* LISTED RECORDS:
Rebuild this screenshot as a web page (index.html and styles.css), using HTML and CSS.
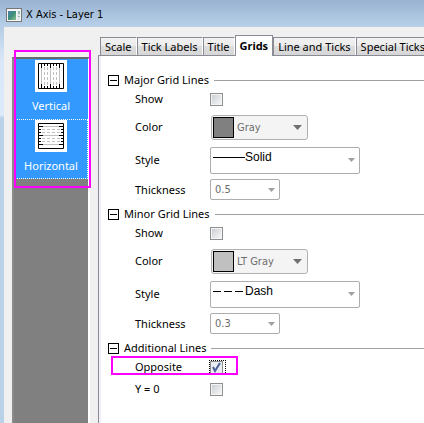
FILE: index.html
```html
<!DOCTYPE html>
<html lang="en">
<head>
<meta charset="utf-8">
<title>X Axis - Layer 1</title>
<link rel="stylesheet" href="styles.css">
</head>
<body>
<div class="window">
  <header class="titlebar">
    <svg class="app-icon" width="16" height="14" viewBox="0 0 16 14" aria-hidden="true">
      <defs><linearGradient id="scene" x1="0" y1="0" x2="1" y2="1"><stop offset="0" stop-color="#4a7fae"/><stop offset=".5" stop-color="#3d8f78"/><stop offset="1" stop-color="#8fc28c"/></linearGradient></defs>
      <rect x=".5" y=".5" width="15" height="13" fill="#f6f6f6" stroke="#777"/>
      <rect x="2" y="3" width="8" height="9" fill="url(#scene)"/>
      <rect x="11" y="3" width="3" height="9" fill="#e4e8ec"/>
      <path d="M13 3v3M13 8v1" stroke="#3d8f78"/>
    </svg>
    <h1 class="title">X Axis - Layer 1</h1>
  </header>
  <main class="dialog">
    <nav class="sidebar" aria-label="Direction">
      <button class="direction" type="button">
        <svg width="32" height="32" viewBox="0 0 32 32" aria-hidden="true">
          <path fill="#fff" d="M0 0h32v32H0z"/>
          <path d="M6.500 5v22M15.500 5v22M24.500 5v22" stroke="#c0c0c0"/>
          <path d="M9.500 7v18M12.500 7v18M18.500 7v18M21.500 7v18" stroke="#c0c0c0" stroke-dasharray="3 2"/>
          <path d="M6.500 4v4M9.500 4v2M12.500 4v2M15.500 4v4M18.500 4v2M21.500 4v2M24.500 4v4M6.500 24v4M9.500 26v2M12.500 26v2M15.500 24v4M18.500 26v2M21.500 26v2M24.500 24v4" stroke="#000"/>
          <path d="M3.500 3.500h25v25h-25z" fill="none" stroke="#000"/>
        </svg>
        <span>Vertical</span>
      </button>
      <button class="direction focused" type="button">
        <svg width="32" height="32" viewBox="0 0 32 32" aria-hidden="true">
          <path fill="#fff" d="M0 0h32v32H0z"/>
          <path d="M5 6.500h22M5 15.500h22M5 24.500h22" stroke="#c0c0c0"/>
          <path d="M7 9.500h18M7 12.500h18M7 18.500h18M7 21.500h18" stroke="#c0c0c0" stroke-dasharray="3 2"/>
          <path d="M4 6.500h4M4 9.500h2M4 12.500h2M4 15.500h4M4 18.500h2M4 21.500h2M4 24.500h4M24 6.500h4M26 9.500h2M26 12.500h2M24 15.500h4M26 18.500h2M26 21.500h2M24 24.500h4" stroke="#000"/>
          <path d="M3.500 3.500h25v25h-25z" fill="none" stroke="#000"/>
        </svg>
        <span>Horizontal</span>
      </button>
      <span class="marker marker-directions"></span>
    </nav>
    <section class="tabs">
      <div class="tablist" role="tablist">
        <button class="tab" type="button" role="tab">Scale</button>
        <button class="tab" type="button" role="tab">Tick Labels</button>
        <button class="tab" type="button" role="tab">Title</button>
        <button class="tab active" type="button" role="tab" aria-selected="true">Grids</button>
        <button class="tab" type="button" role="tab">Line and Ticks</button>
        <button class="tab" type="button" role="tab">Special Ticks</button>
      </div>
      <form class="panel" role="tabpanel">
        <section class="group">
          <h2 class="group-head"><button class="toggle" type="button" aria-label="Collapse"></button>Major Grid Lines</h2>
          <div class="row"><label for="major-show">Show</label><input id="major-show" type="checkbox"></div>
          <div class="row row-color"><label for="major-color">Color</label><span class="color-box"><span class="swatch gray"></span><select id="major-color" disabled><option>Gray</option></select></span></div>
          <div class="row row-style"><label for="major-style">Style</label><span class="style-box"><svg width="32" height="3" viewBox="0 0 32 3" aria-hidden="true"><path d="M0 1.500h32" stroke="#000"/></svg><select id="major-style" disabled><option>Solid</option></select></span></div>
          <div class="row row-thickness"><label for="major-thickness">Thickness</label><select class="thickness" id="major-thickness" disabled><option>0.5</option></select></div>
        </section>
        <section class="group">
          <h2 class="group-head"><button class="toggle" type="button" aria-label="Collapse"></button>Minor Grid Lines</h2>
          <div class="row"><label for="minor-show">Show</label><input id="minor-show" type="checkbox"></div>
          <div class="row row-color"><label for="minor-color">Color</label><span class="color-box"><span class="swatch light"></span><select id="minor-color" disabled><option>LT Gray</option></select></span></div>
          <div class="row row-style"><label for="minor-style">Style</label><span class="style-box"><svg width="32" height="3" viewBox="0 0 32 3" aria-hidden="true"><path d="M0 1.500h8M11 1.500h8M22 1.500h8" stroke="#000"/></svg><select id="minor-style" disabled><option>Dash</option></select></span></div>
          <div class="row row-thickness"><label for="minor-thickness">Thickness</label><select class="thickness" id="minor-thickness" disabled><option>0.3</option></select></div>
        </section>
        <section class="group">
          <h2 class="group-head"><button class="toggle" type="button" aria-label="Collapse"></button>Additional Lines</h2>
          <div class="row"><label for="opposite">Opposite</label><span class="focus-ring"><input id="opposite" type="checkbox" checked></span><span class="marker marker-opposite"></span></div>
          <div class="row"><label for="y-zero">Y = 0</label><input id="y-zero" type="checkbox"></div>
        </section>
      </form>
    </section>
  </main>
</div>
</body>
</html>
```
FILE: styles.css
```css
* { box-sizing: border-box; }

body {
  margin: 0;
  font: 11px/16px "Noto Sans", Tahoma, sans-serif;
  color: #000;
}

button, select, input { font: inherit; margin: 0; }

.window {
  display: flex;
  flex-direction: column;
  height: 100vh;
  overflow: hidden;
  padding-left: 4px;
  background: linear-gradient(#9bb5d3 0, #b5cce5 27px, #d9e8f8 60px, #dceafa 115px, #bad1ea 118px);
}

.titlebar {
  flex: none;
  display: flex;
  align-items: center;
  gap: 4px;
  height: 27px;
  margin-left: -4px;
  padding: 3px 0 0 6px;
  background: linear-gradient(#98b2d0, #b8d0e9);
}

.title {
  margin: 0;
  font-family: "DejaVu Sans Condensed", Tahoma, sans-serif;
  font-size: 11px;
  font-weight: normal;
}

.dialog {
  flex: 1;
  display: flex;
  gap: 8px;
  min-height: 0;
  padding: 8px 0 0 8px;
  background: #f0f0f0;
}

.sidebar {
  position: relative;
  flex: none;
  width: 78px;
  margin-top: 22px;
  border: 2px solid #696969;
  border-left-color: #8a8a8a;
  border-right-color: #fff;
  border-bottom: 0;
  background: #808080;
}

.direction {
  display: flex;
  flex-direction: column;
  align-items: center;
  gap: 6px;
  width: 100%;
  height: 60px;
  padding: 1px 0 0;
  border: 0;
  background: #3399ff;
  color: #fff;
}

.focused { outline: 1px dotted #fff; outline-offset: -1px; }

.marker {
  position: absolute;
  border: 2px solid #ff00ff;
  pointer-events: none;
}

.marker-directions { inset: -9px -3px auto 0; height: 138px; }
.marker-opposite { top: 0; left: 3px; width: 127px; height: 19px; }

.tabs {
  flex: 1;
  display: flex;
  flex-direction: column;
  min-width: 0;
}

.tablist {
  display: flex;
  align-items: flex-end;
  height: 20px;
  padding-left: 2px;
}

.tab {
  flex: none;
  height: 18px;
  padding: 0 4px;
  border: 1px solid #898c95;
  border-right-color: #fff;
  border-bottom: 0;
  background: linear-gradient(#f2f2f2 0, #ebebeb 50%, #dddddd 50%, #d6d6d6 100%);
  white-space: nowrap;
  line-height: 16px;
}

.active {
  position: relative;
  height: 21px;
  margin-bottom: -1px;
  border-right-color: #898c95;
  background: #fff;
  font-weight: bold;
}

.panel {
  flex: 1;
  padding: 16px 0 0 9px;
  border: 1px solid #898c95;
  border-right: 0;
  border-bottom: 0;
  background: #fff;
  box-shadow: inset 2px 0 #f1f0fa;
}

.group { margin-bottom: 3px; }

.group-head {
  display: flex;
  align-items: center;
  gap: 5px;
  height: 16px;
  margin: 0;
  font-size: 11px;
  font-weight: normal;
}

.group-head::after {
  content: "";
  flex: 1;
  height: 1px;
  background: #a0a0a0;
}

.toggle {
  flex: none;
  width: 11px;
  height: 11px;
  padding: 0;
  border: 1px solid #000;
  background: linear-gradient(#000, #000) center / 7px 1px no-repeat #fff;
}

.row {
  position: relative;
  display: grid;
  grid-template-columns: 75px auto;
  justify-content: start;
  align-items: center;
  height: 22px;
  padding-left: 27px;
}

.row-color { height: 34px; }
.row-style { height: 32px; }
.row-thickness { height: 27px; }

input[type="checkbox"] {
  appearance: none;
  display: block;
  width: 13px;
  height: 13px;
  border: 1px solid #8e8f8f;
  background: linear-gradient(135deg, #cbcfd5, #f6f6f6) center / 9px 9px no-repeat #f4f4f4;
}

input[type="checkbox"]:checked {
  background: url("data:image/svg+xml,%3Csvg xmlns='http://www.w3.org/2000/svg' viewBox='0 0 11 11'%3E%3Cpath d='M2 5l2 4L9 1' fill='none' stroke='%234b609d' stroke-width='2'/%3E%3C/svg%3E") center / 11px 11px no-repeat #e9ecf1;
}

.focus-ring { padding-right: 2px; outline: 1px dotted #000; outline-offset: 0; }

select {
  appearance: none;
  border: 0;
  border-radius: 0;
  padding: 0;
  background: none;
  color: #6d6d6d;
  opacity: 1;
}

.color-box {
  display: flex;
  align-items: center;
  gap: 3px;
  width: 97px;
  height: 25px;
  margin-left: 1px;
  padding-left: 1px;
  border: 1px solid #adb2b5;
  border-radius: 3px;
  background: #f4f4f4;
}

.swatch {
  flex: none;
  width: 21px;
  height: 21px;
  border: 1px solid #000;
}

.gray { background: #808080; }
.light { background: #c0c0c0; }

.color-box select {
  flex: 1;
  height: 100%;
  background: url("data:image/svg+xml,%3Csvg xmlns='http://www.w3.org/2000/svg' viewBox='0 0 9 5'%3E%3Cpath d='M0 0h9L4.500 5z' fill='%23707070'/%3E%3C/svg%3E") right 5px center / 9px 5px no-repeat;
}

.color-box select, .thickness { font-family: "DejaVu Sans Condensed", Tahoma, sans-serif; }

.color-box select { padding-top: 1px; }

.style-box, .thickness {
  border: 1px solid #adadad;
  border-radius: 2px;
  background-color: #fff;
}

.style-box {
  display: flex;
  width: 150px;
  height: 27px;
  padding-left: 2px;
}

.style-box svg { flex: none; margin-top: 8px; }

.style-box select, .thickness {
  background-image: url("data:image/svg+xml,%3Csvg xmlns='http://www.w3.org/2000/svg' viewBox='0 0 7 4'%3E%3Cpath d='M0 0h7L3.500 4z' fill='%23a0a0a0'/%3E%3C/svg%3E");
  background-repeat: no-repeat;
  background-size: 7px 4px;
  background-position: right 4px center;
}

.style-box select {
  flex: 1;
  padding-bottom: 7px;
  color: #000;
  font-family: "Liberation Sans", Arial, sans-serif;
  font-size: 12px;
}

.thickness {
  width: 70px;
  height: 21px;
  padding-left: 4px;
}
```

--

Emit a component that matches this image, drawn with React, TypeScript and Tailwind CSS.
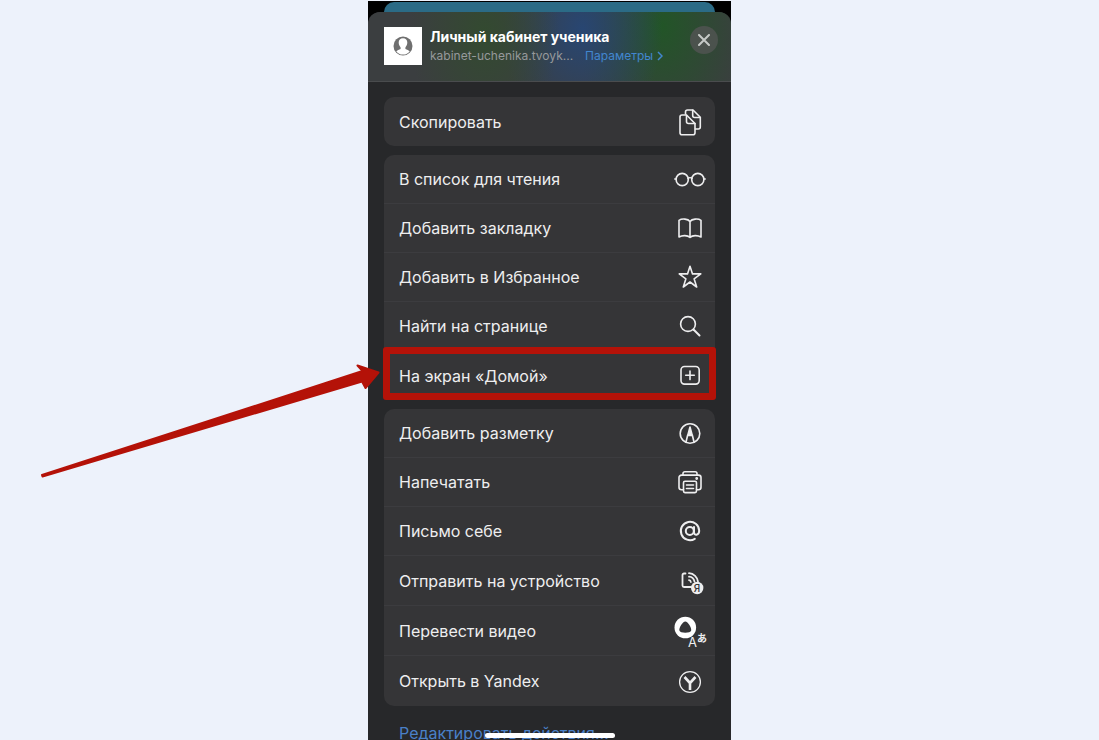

* GOAL: Report every line containing the word "this" from the listing above.

* CORRECT ANSWER:
Rebuild this screenshot as a web page (index.html and styles.css), using HTML and CSS.
Emit a component that matches this image, drawn with React, TypeScript and Tailwind CSS.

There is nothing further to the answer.